Written instruction: Read the lines that follow and pick out every one containing the word "React".

Records from a dataset:

==*==

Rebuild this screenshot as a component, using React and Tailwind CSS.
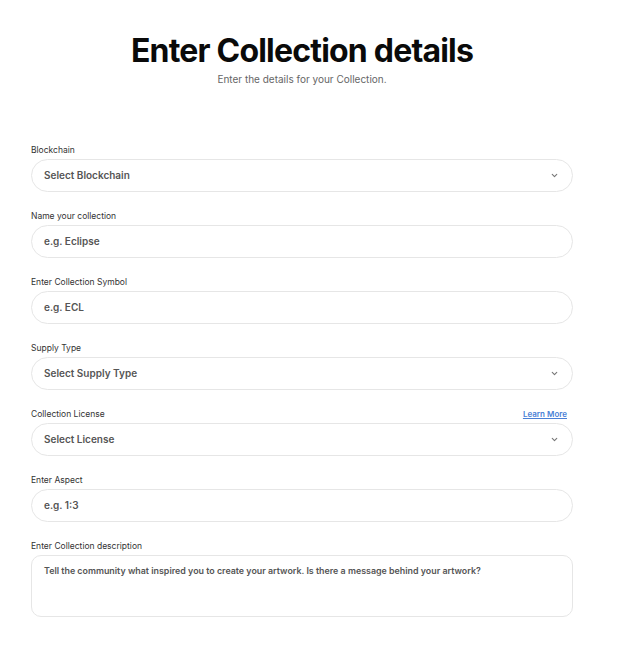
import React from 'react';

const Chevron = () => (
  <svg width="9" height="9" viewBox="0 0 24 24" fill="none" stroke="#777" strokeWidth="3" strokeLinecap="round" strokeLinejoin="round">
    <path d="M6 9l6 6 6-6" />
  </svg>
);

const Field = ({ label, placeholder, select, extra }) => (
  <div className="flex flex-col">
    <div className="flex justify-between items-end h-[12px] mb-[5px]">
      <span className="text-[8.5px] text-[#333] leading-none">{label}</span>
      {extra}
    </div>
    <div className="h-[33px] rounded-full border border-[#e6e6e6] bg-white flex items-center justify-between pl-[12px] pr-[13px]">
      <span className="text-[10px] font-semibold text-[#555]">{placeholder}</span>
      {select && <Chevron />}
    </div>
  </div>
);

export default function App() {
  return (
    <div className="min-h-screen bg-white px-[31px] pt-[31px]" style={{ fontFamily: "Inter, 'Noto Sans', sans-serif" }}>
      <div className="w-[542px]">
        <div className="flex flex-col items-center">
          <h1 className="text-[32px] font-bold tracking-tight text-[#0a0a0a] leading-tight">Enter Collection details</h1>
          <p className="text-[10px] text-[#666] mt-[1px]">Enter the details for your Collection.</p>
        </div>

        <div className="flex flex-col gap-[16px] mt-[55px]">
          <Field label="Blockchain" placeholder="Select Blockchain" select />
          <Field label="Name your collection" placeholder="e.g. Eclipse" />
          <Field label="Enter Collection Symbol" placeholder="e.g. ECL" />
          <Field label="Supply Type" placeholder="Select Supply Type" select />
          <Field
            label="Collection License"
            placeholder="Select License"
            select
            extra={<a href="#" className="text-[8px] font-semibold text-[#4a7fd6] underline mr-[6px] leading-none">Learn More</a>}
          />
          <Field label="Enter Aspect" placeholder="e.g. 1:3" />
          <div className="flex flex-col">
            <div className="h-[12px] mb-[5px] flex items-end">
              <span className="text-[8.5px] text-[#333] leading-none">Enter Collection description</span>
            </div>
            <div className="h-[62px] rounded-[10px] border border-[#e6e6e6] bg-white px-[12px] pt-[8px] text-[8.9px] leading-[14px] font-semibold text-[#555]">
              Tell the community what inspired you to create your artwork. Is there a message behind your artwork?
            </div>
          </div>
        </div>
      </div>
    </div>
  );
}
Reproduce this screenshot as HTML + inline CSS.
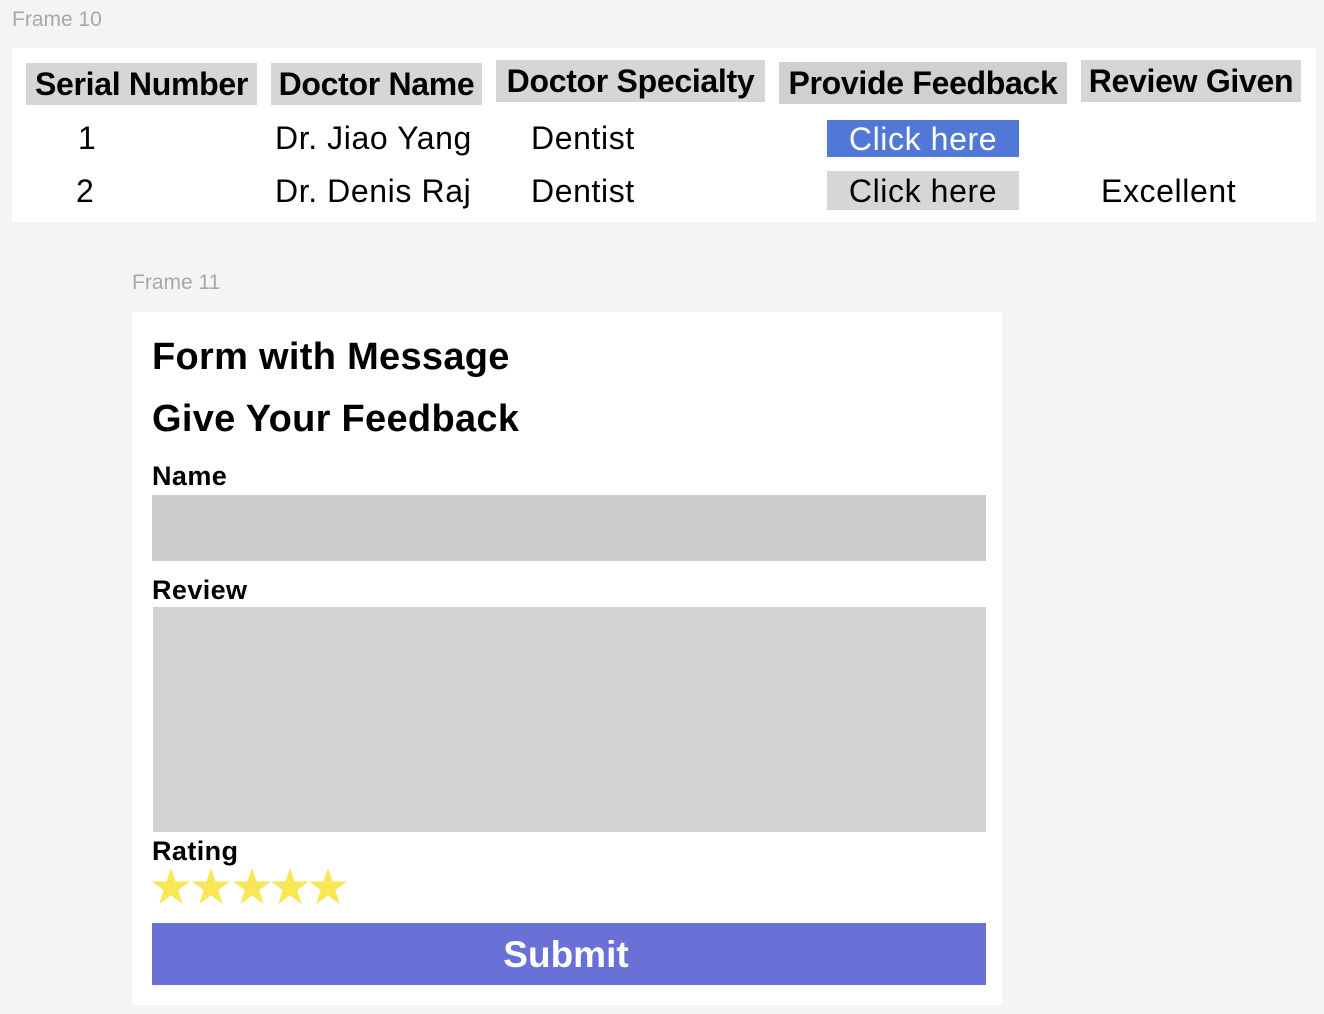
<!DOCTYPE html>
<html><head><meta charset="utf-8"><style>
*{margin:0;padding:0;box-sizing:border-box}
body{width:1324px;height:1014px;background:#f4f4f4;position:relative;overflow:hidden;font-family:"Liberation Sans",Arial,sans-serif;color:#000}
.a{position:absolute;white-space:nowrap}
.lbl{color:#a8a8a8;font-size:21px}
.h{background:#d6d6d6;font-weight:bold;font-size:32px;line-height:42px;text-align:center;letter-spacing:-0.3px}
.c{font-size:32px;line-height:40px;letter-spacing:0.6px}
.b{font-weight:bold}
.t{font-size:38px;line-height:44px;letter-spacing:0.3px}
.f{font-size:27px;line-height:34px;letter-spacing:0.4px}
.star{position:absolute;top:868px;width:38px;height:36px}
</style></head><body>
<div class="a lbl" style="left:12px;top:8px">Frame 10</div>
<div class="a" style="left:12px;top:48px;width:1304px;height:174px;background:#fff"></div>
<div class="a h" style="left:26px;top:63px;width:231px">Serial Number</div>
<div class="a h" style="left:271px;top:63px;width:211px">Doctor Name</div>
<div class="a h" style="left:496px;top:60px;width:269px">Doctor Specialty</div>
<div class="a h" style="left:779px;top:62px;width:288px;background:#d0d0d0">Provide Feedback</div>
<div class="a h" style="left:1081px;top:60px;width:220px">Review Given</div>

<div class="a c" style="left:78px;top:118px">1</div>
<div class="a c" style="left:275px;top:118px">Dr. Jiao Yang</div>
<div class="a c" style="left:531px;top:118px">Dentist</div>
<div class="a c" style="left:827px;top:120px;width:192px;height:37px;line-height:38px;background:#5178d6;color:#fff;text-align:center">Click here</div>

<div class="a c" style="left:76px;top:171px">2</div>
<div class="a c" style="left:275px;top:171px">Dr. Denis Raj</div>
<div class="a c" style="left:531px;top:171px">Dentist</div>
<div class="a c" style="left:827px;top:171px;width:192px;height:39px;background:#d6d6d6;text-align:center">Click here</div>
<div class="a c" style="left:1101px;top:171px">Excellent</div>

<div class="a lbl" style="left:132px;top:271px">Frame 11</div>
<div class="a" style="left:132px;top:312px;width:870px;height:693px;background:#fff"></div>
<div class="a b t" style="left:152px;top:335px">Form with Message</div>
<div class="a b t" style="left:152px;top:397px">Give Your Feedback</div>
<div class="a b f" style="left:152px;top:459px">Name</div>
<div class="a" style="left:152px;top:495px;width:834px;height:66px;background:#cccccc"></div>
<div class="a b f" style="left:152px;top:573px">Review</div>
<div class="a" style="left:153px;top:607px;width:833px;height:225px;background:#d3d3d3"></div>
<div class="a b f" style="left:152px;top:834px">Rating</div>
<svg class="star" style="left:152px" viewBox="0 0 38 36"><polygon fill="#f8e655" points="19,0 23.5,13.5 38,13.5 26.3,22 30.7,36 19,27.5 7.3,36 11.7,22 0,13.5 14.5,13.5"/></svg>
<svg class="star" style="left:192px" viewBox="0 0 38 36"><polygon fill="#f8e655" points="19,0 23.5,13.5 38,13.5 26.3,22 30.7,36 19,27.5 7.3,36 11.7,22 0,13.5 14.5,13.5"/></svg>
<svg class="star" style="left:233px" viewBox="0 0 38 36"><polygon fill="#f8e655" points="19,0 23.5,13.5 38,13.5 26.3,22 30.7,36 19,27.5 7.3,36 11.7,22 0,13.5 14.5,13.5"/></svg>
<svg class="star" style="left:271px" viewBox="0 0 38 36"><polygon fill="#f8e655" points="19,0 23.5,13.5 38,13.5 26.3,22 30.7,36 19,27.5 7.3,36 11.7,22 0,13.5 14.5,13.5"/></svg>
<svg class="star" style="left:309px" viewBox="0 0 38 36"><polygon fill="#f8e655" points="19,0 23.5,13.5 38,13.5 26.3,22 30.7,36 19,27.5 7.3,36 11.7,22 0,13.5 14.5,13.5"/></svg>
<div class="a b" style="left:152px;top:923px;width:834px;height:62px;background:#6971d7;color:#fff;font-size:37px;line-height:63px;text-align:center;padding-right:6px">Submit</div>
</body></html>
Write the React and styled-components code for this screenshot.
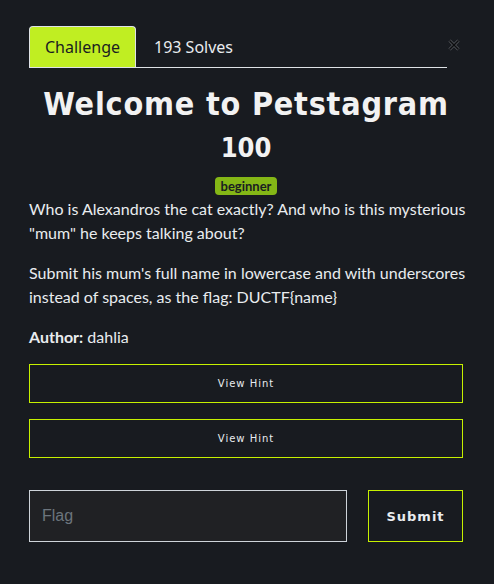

==*==

Expected answer:
Rebuild this screenshot as a component, using React and Tailwind CSS.
import React from 'react';
Write the React and styled-components code for this screenshot.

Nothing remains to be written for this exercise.